Instructions to follow → Among the lines below, count those containing the word "that". Give the number only.

═════ Information supplied

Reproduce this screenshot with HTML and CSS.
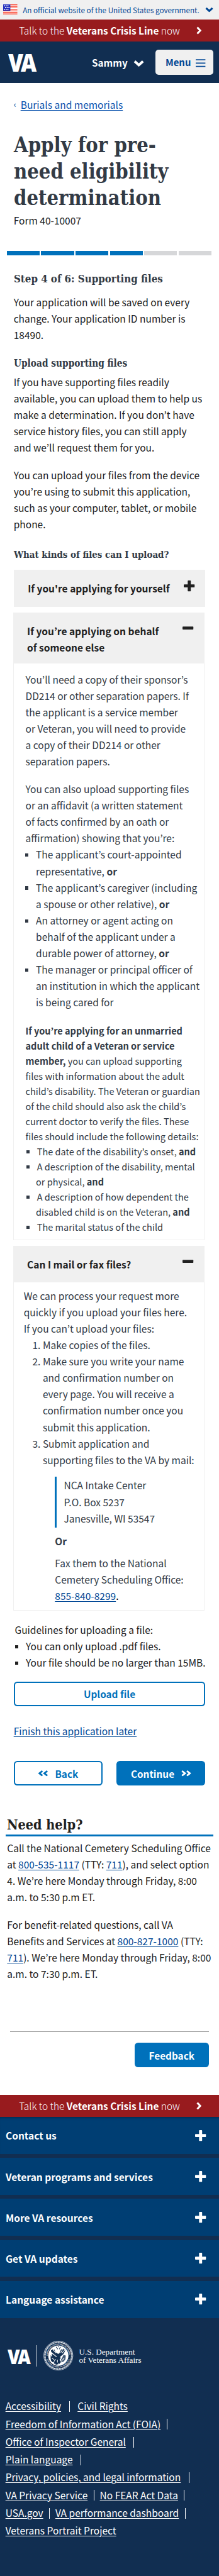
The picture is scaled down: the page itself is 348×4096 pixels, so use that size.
FILE: index.html
```html
<!DOCTYPE html>
<html lang="en">
<head>
<meta charset="utf-8">
<title>Apply for pre-need eligibility determination</title>
<link rel="stylesheet" href="styles.css">
</head>
<body>
<div class="gov">
  <svg class="flag" viewBox="0 0 22.6 16"><rect width="22.6" height="16" fill="#fff"/><path d="M0 .7h22.6M0 3.1h22.6M0 5.5h22.6M0 7.9h22.6M0 10.3h22.6M0 12.7h22.6M0 15.2h22.6" stroke="#f93822" stroke-width="1.2"/><rect width="11.4" height="10" fill="#2230bd"/><path d="M1.3 2.2h8M3 5.1h8M1.3 8h8" stroke="#fff" stroke-width="1.6" stroke-dasharray="1.7 1"/></svg>
  <span class="gov-text">An official website of the United States government.</span>
  <svg class="gov-chev"><use href="#chevron"/></svg>
</div>
<div class="crisis"><span>Talk to the <b>Veterans Crisis Line</b> now</span><svg><use href="#angle"/></svg></div>
<header class="header">
  <div class="va"><span>V</span><span>A</span></div>
  <div class="user">Sammy <svg><use href="#chevron"/></svg></div>
  <div class="menu">Menu <svg viewBox="0 0 15.4 12.6"><path d="M0 1h15.4M0 6.3h15.4M0 11.6h15.4" stroke="currentColor" stroke-width="1.7"/></svg></div>
</header>

<main class="main">
  <nav class="crumb"><span>‹</span><a>Burials and memorials</a></nav>
  <h1 class="slab">Apply for pre-<br>need eligibility<br>determination</h1>
  <p>Form 40-10007</p>
  <div class="progress"><i class="on"></i><i class="on"></i><i class="on"></i><i class="on"></i><i></i><i></i></div>
  <h2 class="slab">Step 4 of 6: Supporting files</h2>
  <p class="saved">Your application will be saved on every<br>change. Your application ID number is<br>18490.</p>
  <h3 class="slab upload-title">Upload supporting files</h3>
  <p class="upload-text">If you have supporting files readily<br>available, you can upload them to help us<br>make a determination. If you don’t have<br>service history files, you can still apply<br>and we’ll request them for you.</p>
  <p class="next">You can upload your files from the device<br>you’re using to submit this application,<br>such as your computer, tablet, or mobile<br>phone.</p>
  <h3 class="slab kinds">What kinds of files can I upload?</h3>

  <section class="acc">
    <div class="acc-head"><span>If you're applying for yourself</span><svg><use href="#plus"/></svg></div>
  </section>
  <section class="acc open">
    <div class="acc-head"><span>If you’re applying on behalf<br>of someone else</span><svg><use href="#minus"/></svg></div>
    <div class="acc-body behalf">
      <p>You’ll need a copy of their sponsor’s<br>DD214 or other separation papers. If<br>the applicant is a service member<br>or Veteran, you will need to provide<br>a copy of their DD214 or other<br>separation papers.</p>
      <p class="next">You can also upload supporting files<br>or an affidavit (a written statement<br>of facts confirmed by an oath or<br>affirmation) showing that you’re:</p>
      <ul>
        <li>The applicant’s court-appointed<br>representative, <b>or</b></li>
        <li>The applicant’s caregiver (including<br>a spouse or other relative), <b>or</b></li>
        <li>An attorney or agent acting on<br>behalf of the applicant under a<br>durable power of attorney, <b>or</b></li>
        <li>The manager or principal officer of<br>an institution in which the applicant<br>is being cared for</li>
      </ul>
      <div class="small">
        <p><b>If you’re applying for an unmarried<br>adult child of a Veteran or service<br>member,</b> you can upload supporting<br>files with information about the adult<br>child’s disability. The Veteran or guardian<br>of the child should also ask the child’s<br>current doctor to verify the files. These<br>files should include the following details:</p>
        <ul>
          <li>The date of the disability’s onset, <b>and</b></li>
          <li>A description of the disability, mental<br>or physical, <b>and</b></li>
          <li>A description of how dependent the<br>disabled child is on the Veteran, <b>and</b></li>
          <li>The marital status of the child</li>
        </ul>
      </div>
    </div>
  </section>
  <section class="acc open">
    <div class="acc-head"><span>Can I mail or fax files?</span><svg><use href="#minus"/></svg></div>
    <div class="acc-body mail">
      <p>We can process your request more<br>quickly if you upload your files here.<br>If you can’t upload your files:</p>
      <ol>
        <li><span>1.</span><div>Make copies of the files.</div></li>
        <li><span>2.</span><div>Make sure you write your name<br>and confirmation number on<br>every page. You will receive a<br>confirmation number once you<br>submit this application.</div></li>
        <li><span>3.</span><div>Submit application and<br>supporting files to the VA by mail:</div></li>
      </ol>
      <address>NCA Intake Center<br>P.O. Box 5237<br>Janesville, WI 53547</address>
      <p class="or"><b>Or</b></p>
      <p class="fax">Fax them to the National<br>Cemetery Scheduling Office:<br><a>855-840-8299</a><span>.</span></p>
    </div>
  </section>

  <div class="guide">
    <p>Guidelines for uploading a file:</p>
    <ul>
      <li>You can only upload .pdf files.</li>
      <li>Your file should be no larger than 15MB.</li>
    </ul>
  </div>
  <div class="btn outline upload">Upload file</div>
  <p class="finish"><a>Finish this application later</a></p>
  <div class="pair">
    <div class="btn outline back"><svg class="flip"><use href="#double"/></svg>Back</div>
    <div class="btn continue">Continue<svg><use href="#double"/></svg></div>
  </div>
</main>

<section class="help">
  <h2><span class="slab">Need help?</span></h2>
  <p>Call the National Cemetery Scheduling Office<br>at <a>800-535-1117</a> (TTY: <a>711</a>), and select option<br>4. We’re here Monday through Friday, 8:00<br>a.m. to 5:30 p.m ET.</p>
  <p class="next">For benefit-related questions, call VA<br>Benefits and Services at <a>800-827-1000</a> (TTY:<br><a>711</a>). We’re here Monday through Friday, 8:00<br>a.m. to 7:30 p.m. ET.</p>
</section>
<div class="feedback"><div class="btn">Feedback</div></div>

<div class="crisis bottom"><span>Talk to the <b>Veterans Crisis Line</b> now</span><svg><use href="#angle"/></svg></div>
<footer class="footer">
  <div class="rows">
    <div class="row">Contact us<svg><use href="#plus"/></svg></div>
    <div class="row">Veteran programs and services<svg><use href="#plus"/></svg></div>
    <div class="row">More VA resources<svg><use href="#plus"/></svg></div>
    <div class="row">Get VA updates<svg><use href="#plus"/></svg></div>
    <div class="row">Language assistance<svg><use href="#plus"/></svg></div>
  </div>
  <div class="brand">
    <div class="va va-small"><span>V</span><span>A</span></div>
    <i class="rule"></i>
    <svg class="seal" viewBox="0 0 100 100">
      <circle cx="50" cy="50" r="49" fill="none" stroke="#dfe5ec" stroke-width="1.6"/>
      <circle cx="50" cy="50" r="45" fill="none" stroke="#fff" stroke-width="4.6" stroke-dasharray="2.4 1.2"/>
      <path id="arcTop" d="M14 50a36 36 0 0 1 72 0" fill="none"/>
      <path id="arcBottom" d="M9.500 50a40.500 40.500 0 0 0 81 0" fill="none"/>
      <text class="seal-text"><textPath href="#arcTop" textLength="110">DEPARTMENT OF VETERANS AFFAIRS</textPath></text>
      <text class="seal-text"><textPath href="#arcBottom" startOffset="13" textLength="101">UNITED STATES OF AMERICA</textPath></text>
      <circle cx="50" cy="50" r="34" fill="#fff"/>
      <g fill="#112e51">
        <circle cx="44" cy="22" r="1.7"/><circle cx="50" cy="20" r="1.7"/><circle cx="56" cy="22" r="1.7"/><circle cx="47" cy="27" r="1.7"/><circle cx="54" cy="27" r="1.7"/>
        <path d="M25 31l4 1 2-4 3 4 4-3 1 6 5 6 5 3 4-1 4-9 3-6 3 3 4-5 2 5 4-2-1 7-5 9-11 9 2 5-4 5 4 8-4 6-3-3-2 5-4-1-3 4-2-6-5 1 3-8-8 2-5-6-1-9 5-5-1-8 6 2-8-8z"/>
        <path d="M67 47l8 3-1 12-6 8-10 3-1-7 6-9zM24 48l7 8 3 9 8 4-3 7-9-6-6-12z" opacity=".8"/>
      </g>
      <path d="M22 36l22 18M80 37L58 55M33 31l9 10M38 29l6 10M58 40l6-10M62 42l9-10M28 58l8 6M63 66l7-8M41 62l-6 8M56 62l5 8M47 64v9" stroke="#fff" stroke-width="2.2"/>
    </svg>
    <div class="dept"><div>U.S. Department</div><div>of Veterans Affairs</div></div>
  </div>
  <nav class="links">
    <div><a>Accessibility</a><i class="wide"></i><a>Civil Rights</a></div>
    <div><a>Freedom of Information Act (FOIA)</a><i></i></div>
    <div><a>Office of Inspector General</a><i class="wide"></i></div>
    <div><a>Plain language</a><i class="wide"></i></div>
    <div><a>Privacy, policies, and legal information</a><i class="wide"></i></div>
    <div><a>VA Privacy Service</a><i></i><a>No FEAR Act Data</a><i></i></div>
    <div><a>USA.gov</a><i></i><a>VA performance dashboard</a><i></i></div>
    <div><a>Veterans Portrait Project</a></div>
  </nav>
</footer>
<svg width="0" height="0" class="defs" aria-hidden="true">
  <symbol id="plus" viewBox="0 0 17.5 17.5"><rect x="0" y="6.3" width="17.5" height="4.8" rx="1"/><rect x="6.3" y="0" width="4.9" height="17.5" rx="1"/></symbol>
  <symbol id="minus" viewBox="0 0 17.5 17.5"><rect x="0" y="6.3" width="17.5" height="4.8" rx="1"/></symbol>
  <symbol id="chevron" viewBox="0 0 17.2 11"><path d="M2 2.4 8.6 8.4 15.2 2.4" fill="none" stroke="currentColor" stroke-width="4"/></symbol>
  <symbol id="angle" viewBox="0 0 8 13"><path d="M1.5 1.5 6.2 6.5 1.5 11.5" fill="none" stroke="currentColor" stroke-width="3"/></symbol>
  <symbol id="double" viewBox="0 0 15.4 9.4"><path d="M1.2 1 6 4.7 1.2 8.4M9 1 13.8 4.7 9 8.4" fill="none" stroke="currentColor" stroke-width="2.7"/></symbol>
</svg>
</body>
</html>
```
FILE: styles.css
```css
* { box-sizing: border-box; }
html, body { margin: 0; padding: 0; }
body {
  width: 348px; height: 4096px; overflow: hidden;
  display: flex; flex-direction: column;
  background: #fff; color: #212121;
  font: 15.53px/26.1px "Noto Sans CJK KR", "Noto Sans", sans-serif;
  white-space: nowrap;
}
body > * { flex: none; }
h1, h2, h3, p, ul, ol, address { margin: 0; padding: 0; font-style: normal; }
ul, ol { list-style: none; }
svg { display: block; flex: none; fill: currentColor; overflow: visible; }
.defs { position: absolute; }
a { color: #004795; text-decoration: underline; text-decoration-thickness: 1px; text-underline-offset: 2px; }
.slab { font-family: "DejaVu Serif", serif; font-weight: bold; color: #323a45; transform: scaleX(.865); transform-origin: left; }

/* wordmark: two tightly set capitals */
.va { display: flex; width: 51.7px; margin-right: -5.7px; font: 800 39px/53px "Open Sans", sans-serif; transform: scaleX(.89); transform-origin: left; }
.va span + span { margin-left: -4.5px; }
.va-small { width: 42px; margin-right: -4.7px; font-size: 31.8px; line-height: 43px; }
.va-small span + span { margin-left: -3.8px; }

.gov { height: 31.1px; background: #f0f0f0; border-bottom: 1px solid #fff; display: flex; align-items: center; padding: 0 8.7px 0 5.1px; color: #004795; }
.flag { width: 22.6px; height: 16px; }
.gov-text { margin-left: 8.5px; font-size: 11.7px; line-height: 29px; }
.gov-chev { width: 13.1px; height: 8.5px; margin-left: auto; }
.crisis { height: 34.7px; background: #981b1e; color: #fff; display: flex; align-items: center; padding: 0 28.5px 0 30.2px; font-size: 15.4px; font-weight: 300; line-height: 34.7px; }
.crisis b { font-weight: 700; }
.crisis svg { width: 8px; height: 13px; margin-left: auto; }
.header { height: 66.3px; background: #112e51; color: #fff; display: flex; align-items: center; padding: 0 8.7px 0 13.3px; font-weight: 700; font-size: 15.28px; }
.user { display: flex; align-items: center; margin-left: 86.7px; gap: 9.2px; }
.user svg { width: 17.2px; height: 11px; margin-top: 3px; }
.menu { display: flex; align-items: center; gap: 7.6px; margin-left: auto; width: 92.5px; height: 40.4px; padding-left: 16.2px; border-radius: 5px; background: #f0f0f0; color: #004795; font-size: 14.9px; }
.menu svg { width: 15.4px; height: 12.6px; margin-top: 2px; }

.main { padding: 21px 21.7px 0; }
.crumb { display: flex; }
.crumb span { width: 11px; color: #004795; font-size: 13px; }
.crumb a { color: #0b53ae; }
h1.slab { margin-top: 30.4px; font-size: 33.4px; line-height: 42.4px; transform: scaleX(.875); }
.progress { display: flex; gap: 2.4px; margin: 36.4px -10.8px 0; }
.progress i { width: 52.2px; height: 6.6px; background: #d6d7d9; }
.progress .on { background: #0071bb; }
h2.slab { margin-top: 24.2px; font-size: 17.4px; }
.saved { margin-top: 10.4px; }
h3.slab { font-size: 15.9px; }
.upload-title { margin-top: 20px; }
.upload-text { margin-top: 2.8px; }
.next { margin-top: 17.5px; }
h3.kinds { margin-top: 23.2px; font-size: 15.5px; }

.acc { margin-top: 11.1px; }
.acc-head { display: flex; justify-content: space-between; align-items: flex-start; background: #f0f0f0; padding: 16px 17.3px 12.4px 22.5px; min-height: 58.7px; font-weight: 700; }
.acc-head svg { width: 17.5px; height: 17.5px; margin-top: .2px; }
.open { margin: 8.9px 1.1px 0 -1.1px; }
.acc-body { border: 1px solid #f0f0f0; border-top: 0; color: #323a45; }
.behalf { padding: 12.4px 0 8.3px 18.9px; }
.behalf ul { margin-left: 16.6px; }
li::before { content: ""; display: inline-block; width: 5.2px; height: 5.2px; margin: 0 12.3px 3px -17.5px; background: currentColor; }
.small { margin-top: 20.9px; font-size: 14.52px; line-height: 23.95px; }
.small li::before { width: 4.7px; height: 4.7px; margin: 0 11.9px 2.8px -14.9px; }
.mail { padding: 7.3px 0 9.6px 16.1px; }
.mail li::before { display: none; }
.mail li { display: flex; padding-left: 13.8px; }
.mail li span { width: 16.4px; }
.mail address { margin: 14.7px 0 0 49px; height: 80.6px; padding-left: 11.8px; border-left: 3.3px solid #0071bb; }
.or { margin: 8.2px 0 0 49.6px; }
.fax { margin: 8.5px 0 0 49.6px; }
.fax span { color: #000; }

.guide { margin: 17px 0 0 1.8px; }
.guide ul { margin-left: 17.6px; }
.btn { display: flex; align-items: center; justify-content: center; height: 39.1px; border-radius: 5.4px; background: #0071bb; color: #fff; font-weight: 700; font-size: 15.35px; }
.outline { background: #fff; color: #0071bb; border: 2.2px solid #0071bb; }
.upload { margin-top: 17.8px; }
.finish { margin-top: 26px; }
.pair { display: flex; justify-content: space-between; margin-top: 35px; }
.pair .btn { width: 141.4px; height: 39.3px; }
.pair svg { width: 15.4px; height: 9.4px; margin-top: 1px; }
.back { gap: 11.5px; }
.continue { gap: 10.9px; }
.flip { transform: scaleX(-1); }

.help { padding: 0 9.4px; margin-top: 45.4px; }
.help h2 { border-bottom: 3.1px solid #0071bb; height: 35.5px; line-height: 30px; font-size: 21.8px; padding-left: 1.9px; }
.help h2 .slab { display: inline-block; color: #212121; transform: scaleX(.883); }
.help p { padding-left: 1.9px; }
.help h2 + p { margin-top: 4.8px; }
.feedback { margin: 78.5px 16.5px 0 16.2px; border-top: 1px solid #8d8d8d; padding-top: 17.6px; display: flex; justify-content: flex-end; }
.feedback .btn { width: 117.4px; }
.bottom { margin-top: 43.7px; height: 35px; line-height: 35px; }

.footer { flex: 1; background: #112e51; color: #fff; }
.rows { display: flex; flex-direction: column; gap: 6.5px; }
.row { height: 58.7px; background: #003e73; display: flex; align-items: center; justify-content: space-between; padding: 0 20.7px 0 9px; font-weight: 700; }
.row:first-child { box-shadow: inset 0 4px 4px -3px rgba(0,0,0,.35); }
.row svg { width: 17.5px; height: 17.5px; }
.brand { display: flex; align-items: center; margin: 36.9px 0 0 12px; height: 47.2px; }
.rule { width: 1px; height: 34px; background: #cfd5dc; margin-left: 8.8px; }
.seal { width: 47.4px; height: 47.2px; margin-left: 9.6px; }
.seal-text { font: bold 6.5px "Liberation Serif", serif; }
.dept { margin-left: 9.4px; font: 13.2px/13.1px "Liberation Serif", serif; }
.links { margin: 41.8px 0 0 8.7px; line-height: 28.25px; }
.links div { display: flex; align-items: center; }
.links a { color: #fff; }
.links i { width: 1px; height: 17px; margin: 2px 8.9px 0 9.4px; background: #fff; }
.links .wide { margin: 2px 12.6px 0 12.6px; }
```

══════════

Result → 2